Osiemnastodniowa rewolucja zwyciężyła więc z dwóch powodów: determinacji tłumów, głównie młodzieży, która wytrwała na ulicach oraz armii, która od samego początku, mimo że z Mubarakiem związana, wiedziała, że nie może dopuścić do rozlewu krwi. Nie jest też prawdą, że była to rewolucja Twitterowa czy Facebookowa: co innego bowiem wymieniać komentarze w Internecie, z dala od wydarzeń, a co innego mieć odwagę osobistego nadstawiania głowy na ulicy.
Armia zrozumiała, że nie ma odwrotu wobec woli milionów. Najwyraźniej generałowie przekonali Mubaraka, że nie może pozostać do września, nawet jeśli zapowiadał ograniczenie swych uprawnień. Chodziło bowiem o symbol, a nie o szczegółowe przepisy konstytucji. Twarzą systemu jest Omar Sulejman, były generał i szef wywiadu, osoba twarda, zaprawiona zarówno w represjonowaniu przeciwników jak i w mediacji między rozmaitymi ugrupowaniami. Nie wiadomo która strona jego charakteru weźmie górę.
Zwycięstwo rewolucji budzi oczywiście entuzjazm, natomiast komentator musi postawić pytania o przyszłość. Są trzy grupy takich pytań: panem sytuacji w Egipcie jest dziś Rada Sił Zbrojnych, czyli armia.

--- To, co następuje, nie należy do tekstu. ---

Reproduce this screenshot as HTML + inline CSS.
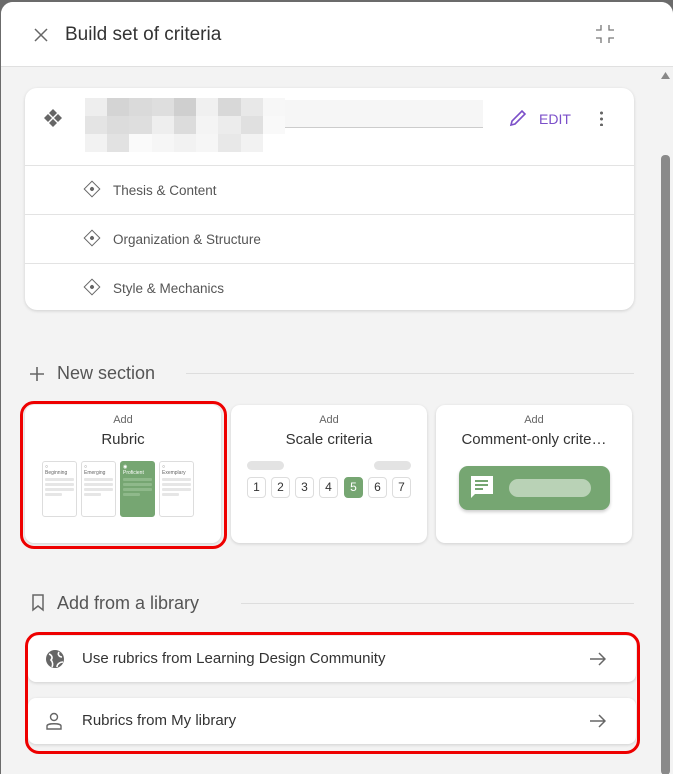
<!DOCTYPE html>
<html><head><style>
*{box-sizing:border-box;margin:0;padding:0}
body{width:673px;height:774px;overflow:hidden;background:#6b6b6b;font-family:"Liberation Sans",sans-serif;position:relative}
.dlg{position:absolute;left:1px;top:2px;width:672px;height:772px;background:#f3f3f3;border-radius:12px 12px 0 0;overflow:hidden}
.hdr{position:absolute;left:0;top:0;width:672px;height:65px;background:#fff;border-bottom:1px solid #e0e0e0}
.title{position:absolute;left:64px;top:22px;font-size:19px;color:#333}
.sb{position:absolute;left:656px;top:65px;width:16px;height:707px;background:#f3f3f3}
.thumb{position:absolute;left:660px;top:153px;width:9px;height:620px;background:#8a8a8a;border-radius:4px}
.card{position:absolute;background:#fff;border-radius:12px;box-shadow:0 1px 3px rgba(0,0,0,.15)}
.row{position:absolute;left:0;width:609px;height:49px;border-top:1px solid #e3e3e3;font-size:13.5px;color:#555;padding:17px 0 0 88px}
.dia{position:absolute;left:61px;top:17px;width:12px;height:12px;border:1.5px solid #666;transform:rotate(45deg)}
.dia:after{content:"";position:absolute;left:2.5px;top:2.5px;width:4px;height:4px;background:#666;border-radius:50%}
.sec{position:absolute;font-size:18px;color:#555}
.line{position:absolute;height:1px;background:#ddd}
.opt{position:absolute;top:403px;width:196px;height:138px;background:#fff;border-radius:9px;box-shadow:0 1px 3px rgba(0,0,0,.15);text-align:center}
.opt .a{margin-top:9px;font-size:11px;color:#666}
.opt .t{margin-top:5px;font-size:15px;color:#333}
.red{position:absolute;border:3.5px solid #e00;border-radius:14px}
.col{position:absolute;top:56px;width:35px;height:56px;border:1px solid #ddd;border-radius:3px;background:#fff;font-size:5px;color:#666;text-align:left;padding:2px 2px}
.col i{display:block;height:3px;background:#e6e6e6;margin-top:2px;border-radius:1px}
.n{position:absolute;top:0;width:19px;height:21px;border:1px solid #ddd;border-radius:4px;font-size:12px;color:#333;line-height:19px;text-align:center}
.lib{position:absolute;left:27px;width:608px;height:46px;background:#fff;border-radius:8px;box-shadow:0 1px 3px rgba(0,0,0,.15);font-size:15px;color:#333;padding:14px 0 0 54px}
.px{position:absolute;width:17px;height:17px}
</style></head><body>
<div class="dlg">
<div class="hdr">
<svg style="position:absolute;left:33px;top:26px" width="14" height="14"><path d="M1 1L13 13M13 1L1 13" stroke="#666" stroke-width="1.5"/></svg>
<div class="title">Build set of criteria</div>
<svg style="position:absolute;left:594px;top:22px" width="20" height="20" stroke="#777" stroke-width="1.3" fill="none"><path d="M6 1V6H1M14 1V6H19M6 19V14H1M14 19V14H19"/></svg>
</div>
<div class="sb"></div><div class="thumb"></div>
<svg style="position:absolute;left:660px;top:70px" width="9" height="7"><path d="M0 7L4.5 0L9 7Z" fill="#888"/></svg>
<div class="card" style="left:24px;top:86px;width:609px;height:222px">
<svg style="position:absolute;left:19px;top:21px" width="18" height="18" fill="#666"><path d="M9 0L13 4L9 8L5 4ZM4 5L8 9L4 13L0 9ZM14 5L18 9L14 13L10 9ZM9 10L13 14L9 18L5 14Z"/></svg>
<div style="position:absolute;left:60px;top:12px;width:200px;height:28px;background:#f6f6f6"></div>
<div style="position:absolute;left:260px;top:12px;width:198px;height:28px;background:#f6f6f6;border-bottom:1px solid #ccc"></div>
<div style="position:absolute;left:60px;top:10px;width:200px;height:54px;display:grid;grid-template-columns:repeat(9,1fr);grid-template-rows:repeat(3,1fr)">
<i style="background:#eee"></i><i style="background:#d4d4d4"></i><i style="background:#dadada"></i><i style="background:#dedede"></i><i style="background:#cfcfcf"></i><i style="background:#f0f0f0"></i><i style="background:#d8d8d8"></i><i style="background:#e8e8e8"></i><i style="background:#f7f7f7"></i>
<i style="background:#e4e4e4"></i><i style="background:#dcdcdc"></i><i style="background:#dedede"></i><i style="background:#eee"></i><i style="background:#dcdcdc"></i><i style="background:#f4f4f4"></i><i style="background:#ececec"></i><i style="background:#e0e0e0"></i><i style="background:#f9f9f9"></i>
<i style="background:#f2f2f2"></i><i style="background:#e2e2e2"></i><i style="background:#fafafa"></i><i style="background:#f6f6f6"></i><i style="background:#f2f2f2"></i><i style="background:#f6f6f6"></i><i style="background:#e8e8e8"></i><i style="background:#f2f2f2"></i><i style="background:#fff"></i>
</div>
<svg style="position:absolute;left:484px;top:21px" width="18" height="18" fill="none" stroke="#7b4fc9" stroke-width="1.6"><path d="M2 16L3 12L13 2L16 5L6 15Z"/></svg>
<div style="position:absolute;left:514px;top:23px;font-size:14px;color:#7b4fc9">EDIT</div>
<div style="position:absolute;left:575px;top:22px;width:3px;height:16px;background:radial-gradient(circle,#666 1.4px,transparent 1.6px) 0 0/3px 6px"></div>
<div class="row" style="top:77px"><span class="dia"></span>Thesis &amp; Content</div>
<div class="row" style="top:126px"><span class="dia"></span>Organization &amp; Structure</div>
<div class="row" style="top:175px"><span class="dia"></span>Style &amp; Mechanics</div>
</div>
<svg style="position:absolute;left:29px;top:365px" width="14" height="14" stroke="#666" stroke-width="1.6"><path d="M7 0V14M0 7H14"/></svg>
<div class="sec" style="left:56px;top:361px">New section</div>
<div class="line" style="left:185px;top:371px;width:448px"></div>
<div class="opt" style="left:24px"><div class="a">Add</div><div class="t">Rubric</div>
<div class="col" style="left:17px">○<br>Beginning<i></i><i></i><i></i><i style="width:60%"></i></div>
<div class="col" style="left:56px">○<br>Emerging<i></i><i></i><i></i><i style="width:60%"></i></div>
<div class="col" style="left:95px;background:#76a672;border-color:#76a672;color:#fff">◉<br>Proficient<i style="background:#8fb98b"></i><i style="background:#8fb98b"></i><i style="background:#8fb98b"></i><i style="width:60%;background:#8fb98b"></i></div>
<div class="col" style="left:134px">○<br>Exemplary<i></i><i></i><i></i><i style="width:60%"></i></div>
</div>
<div class="opt" style="left:230px"><div class="a">Add</div><div class="t">Scale criteria</div>
<div style="position:absolute;left:16px;top:56px;width:37px;height:9px;background:#e3e3e3;border-radius:5px"></div>
<div style="position:absolute;left:143px;top:56px;width:37px;height:9px;background:#e3e3e3;border-radius:5px"></div>
<div style="position:absolute;left:16px;top:72px;width:170px;height:22px">
<span class="n" style="left:0">1</span><span class="n" style="left:24px">2</span><span class="n" style="left:48px">3</span><span class="n" style="left:72px">4</span><span class="n" style="left:97px;background:#76a672;color:#fff;border-color:#76a672">5</span><span class="n" style="left:121px">6</span><span class="n" style="left:145px">7</span></div>
</div>
<div class="opt" style="left:435px"><div class="a">Add</div><div class="t">Comment-only crite…</div>
<div style="position:absolute;left:23px;top:61px;width:151px;height:44px;background:#76a672;border-radius:9px;box-shadow:0 2px 3px rgba(0,0,0,.2)">
<svg style="position:absolute;left:11px;top:9px" width="24" height="24"><path d="M1 1H23V19H5L1 23Z" fill="#fff"/><path d="M5 6H18M5 10H18M5 14H13" stroke="#76a672" stroke-width="2"/></svg>
<div style="position:absolute;left:50px;top:13px;width:82px;height:18px;background:#b9d2b6;border-radius:9px"></div></div>
</div>
<div class="red" style="left:19px;top:399px;width:207px;height:148px"></div>
<svg style="position:absolute;left:30px;top:592px" width="14" height="18" fill="none" stroke="#666" stroke-width="1.5"><path d="M2 1H12V16L7 12L2 16Z"/></svg>
<div class="sec" style="left:56px;top:591px">Add from a library</div>
<div class="line" style="left:240px;top:601px;width:393px"></div>
<div class="lib" style="top:634px"><svg style="position:absolute;left:17px;top:13px" width="20" height="20"><circle cx="10" cy="10" r="9" fill="#666"/><path d="M4 5C7 6 8 9 6 11C8 13 8 16 7 18M14 3C12 6 15 8 17 8M12 18C12 15 15 13 18 13" stroke="#fff" stroke-width="1.6" fill="none"/></svg>Use rubrics from Learning Design Community<svg style="position:absolute;left:562px;top:16px" width="16" height="14" fill="none" stroke="#666" stroke-width="1.5"><path d="M0 7H15M9 1L15 7L9 13"/></svg></div>
<div class="lib" style="top:696px"><svg style="position:absolute;left:18px;top:14px" width="16" height="18" fill="none" stroke="#666" stroke-width="1.4"><circle cx="8" cy="5" r="3.5"/><path d="M1 17V14C1 11 15 11 15 14V17Z"/></svg>Rubrics from My library<svg style="position:absolute;left:562px;top:16px" width="16" height="14" fill="none" stroke="#666" stroke-width="1.5"><path d="M0 7H15M9 1L15 7L9 13"/></svg></div>
<div class="red" style="left:24px;top:630px;width:615px;height:122px"></div>
</div>
</body></html>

Czy będzie to armia republikańska, mająca na względzie przede wszystkim patriotyzm i interes narodu czy też grupa wysokich rangą wojskowych, którzy przede wszystkim chcą zachować kontrolę nad ogromnymi gałęziami gospodarki narodowej, kontrolę, z której czerpią osobiste korzyści. Jak pogodzą generałowie swój styl rządzenia z demokratycznymi aspiracjami grup, które demonstrowały na egipskich ulicach? Jak armia rozwiąże ogromne trudności gospodarcze Egiptu: bezrobocie, słaba infrastruktura, niskie wykształcenie. Zwycięstwo rewolucji nigdy jeszcze nie oznaczało szybkiej poprawy bytu biedujących mas.
Wreszcie czy wojskowi mają rzeczywiście z kim rozmawiać po stronie opozycji, słabej, rozproszonej, bez uznanych liderów. Czy zdołają opanować wpływy muzułmanów, łatwo przechodzących do haseł fundamentalistycznych. I teraz może najważniejsza sprawa: 53 proc. dzisiejszej całej osiemdziesięciomilionowej ludności Egiptu to ludzie poniżej 25 roku życia. To ich rewolucja, a przecież dotąd nie wykształcili żadnej reprezentacji politycznej. Oby nie przegrali.